Most commonly known for its appearances on hamburgers and hot dogs, mustard is actually one of the most popular and widely used spices in the world. Made from the seeds of the mustard plant, this versatile condiment is a favorite addition to many dressings, sauces, soups, glazes, and marinades.


The first documented use of mustard comes from Ancient Rome. In its earliest iterations, the Romans mixed the ground mustard seed with “must” (an unfermented grape juice) to make a “burning must.” The name given to the creation was mustum ardens, which through the years (and several languages) became “mustard.” The Romans continued to experiment with this creation, adding different liquids, flavorings, and spices.

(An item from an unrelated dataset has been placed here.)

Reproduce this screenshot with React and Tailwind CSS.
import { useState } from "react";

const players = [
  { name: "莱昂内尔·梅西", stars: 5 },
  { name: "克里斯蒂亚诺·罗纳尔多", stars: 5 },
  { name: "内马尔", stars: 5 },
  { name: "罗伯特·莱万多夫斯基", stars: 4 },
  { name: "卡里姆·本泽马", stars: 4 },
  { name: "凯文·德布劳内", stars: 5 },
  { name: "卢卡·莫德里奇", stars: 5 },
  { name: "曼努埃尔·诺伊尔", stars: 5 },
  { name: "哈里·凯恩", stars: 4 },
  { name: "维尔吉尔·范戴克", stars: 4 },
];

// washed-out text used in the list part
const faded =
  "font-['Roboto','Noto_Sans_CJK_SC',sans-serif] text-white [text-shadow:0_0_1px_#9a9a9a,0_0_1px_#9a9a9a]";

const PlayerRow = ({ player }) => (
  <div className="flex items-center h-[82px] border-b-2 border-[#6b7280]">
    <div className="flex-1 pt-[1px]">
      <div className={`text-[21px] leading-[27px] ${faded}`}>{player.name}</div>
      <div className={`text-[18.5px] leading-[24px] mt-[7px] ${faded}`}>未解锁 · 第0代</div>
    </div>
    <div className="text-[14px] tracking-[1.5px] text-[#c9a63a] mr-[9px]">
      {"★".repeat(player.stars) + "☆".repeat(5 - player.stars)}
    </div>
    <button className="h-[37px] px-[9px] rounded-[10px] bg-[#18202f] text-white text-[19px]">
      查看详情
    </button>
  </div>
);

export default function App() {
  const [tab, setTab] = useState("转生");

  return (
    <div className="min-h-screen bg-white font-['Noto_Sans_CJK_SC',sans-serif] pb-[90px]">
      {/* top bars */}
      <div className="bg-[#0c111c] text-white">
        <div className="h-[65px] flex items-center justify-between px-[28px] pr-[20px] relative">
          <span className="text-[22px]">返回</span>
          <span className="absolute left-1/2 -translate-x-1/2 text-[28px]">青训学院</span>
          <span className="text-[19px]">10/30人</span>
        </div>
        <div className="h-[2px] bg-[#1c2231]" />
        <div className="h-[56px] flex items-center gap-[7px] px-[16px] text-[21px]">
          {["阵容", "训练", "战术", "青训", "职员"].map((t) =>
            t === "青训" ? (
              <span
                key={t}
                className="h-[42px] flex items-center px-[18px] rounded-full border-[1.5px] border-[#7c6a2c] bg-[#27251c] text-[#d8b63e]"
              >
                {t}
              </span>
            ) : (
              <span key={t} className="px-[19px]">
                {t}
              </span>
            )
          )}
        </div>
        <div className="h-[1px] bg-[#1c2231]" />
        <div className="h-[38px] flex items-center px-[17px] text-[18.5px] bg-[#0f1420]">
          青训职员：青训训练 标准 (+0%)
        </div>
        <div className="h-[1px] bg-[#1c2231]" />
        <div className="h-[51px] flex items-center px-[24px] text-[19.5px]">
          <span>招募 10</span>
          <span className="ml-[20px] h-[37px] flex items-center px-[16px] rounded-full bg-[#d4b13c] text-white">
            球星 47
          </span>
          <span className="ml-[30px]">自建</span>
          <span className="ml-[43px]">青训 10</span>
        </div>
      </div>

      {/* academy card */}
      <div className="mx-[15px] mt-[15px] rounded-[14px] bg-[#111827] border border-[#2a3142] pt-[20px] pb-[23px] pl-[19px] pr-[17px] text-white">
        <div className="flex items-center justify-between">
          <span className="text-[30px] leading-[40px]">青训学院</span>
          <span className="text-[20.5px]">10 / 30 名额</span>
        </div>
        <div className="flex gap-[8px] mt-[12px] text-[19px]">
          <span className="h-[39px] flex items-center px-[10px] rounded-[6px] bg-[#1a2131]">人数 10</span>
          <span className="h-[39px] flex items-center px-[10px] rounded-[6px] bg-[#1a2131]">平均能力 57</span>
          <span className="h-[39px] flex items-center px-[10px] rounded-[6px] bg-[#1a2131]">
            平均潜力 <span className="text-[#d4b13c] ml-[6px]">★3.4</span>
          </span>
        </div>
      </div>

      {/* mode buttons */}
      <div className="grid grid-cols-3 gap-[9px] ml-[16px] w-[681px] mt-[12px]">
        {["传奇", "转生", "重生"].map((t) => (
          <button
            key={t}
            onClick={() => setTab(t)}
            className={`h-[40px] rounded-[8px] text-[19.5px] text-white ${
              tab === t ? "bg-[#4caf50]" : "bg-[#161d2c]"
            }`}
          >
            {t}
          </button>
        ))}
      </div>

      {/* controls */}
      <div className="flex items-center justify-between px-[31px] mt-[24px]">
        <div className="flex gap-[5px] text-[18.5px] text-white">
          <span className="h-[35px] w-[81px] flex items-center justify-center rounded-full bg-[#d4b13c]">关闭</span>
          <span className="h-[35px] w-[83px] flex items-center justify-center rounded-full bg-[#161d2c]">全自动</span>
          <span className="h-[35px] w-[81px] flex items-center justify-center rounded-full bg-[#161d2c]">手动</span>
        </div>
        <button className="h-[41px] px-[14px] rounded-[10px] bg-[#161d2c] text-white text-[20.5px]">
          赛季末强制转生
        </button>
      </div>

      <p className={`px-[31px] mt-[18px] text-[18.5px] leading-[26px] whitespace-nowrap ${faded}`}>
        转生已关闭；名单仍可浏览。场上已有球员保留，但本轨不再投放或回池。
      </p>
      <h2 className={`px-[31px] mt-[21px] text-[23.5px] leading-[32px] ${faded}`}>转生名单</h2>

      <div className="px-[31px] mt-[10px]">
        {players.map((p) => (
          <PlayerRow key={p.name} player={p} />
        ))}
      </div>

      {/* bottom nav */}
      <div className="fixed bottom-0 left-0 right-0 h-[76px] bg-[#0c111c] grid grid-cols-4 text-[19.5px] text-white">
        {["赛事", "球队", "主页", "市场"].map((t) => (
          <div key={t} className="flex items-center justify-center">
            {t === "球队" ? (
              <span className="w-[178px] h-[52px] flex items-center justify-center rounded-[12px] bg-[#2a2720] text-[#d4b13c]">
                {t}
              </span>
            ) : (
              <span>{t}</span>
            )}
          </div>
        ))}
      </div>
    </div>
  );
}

An actual recipe for mustard appears in Apicius (also known as De re coquinaria), the anonymous cookbook that dates to either the late 4th or early 5th century. The instructions on the recipe call for mixing ground mustard seed with pepper, caraway, lovage, grilled coriander seeds, celery, thyme, dill, oregano, honey, onion, vinegar, oil, and fish sauce. Once mixed, it was recommend that the mustard be used as a glaze for a spit-roasted boar.


Mustard is known for its wide variety of flavors and strengths, both of which are determined by the seed type used, the preparation of the mustard, and the ingredients that are mixed in with the seed. A black mustard seed is considered the hottest of the seeds.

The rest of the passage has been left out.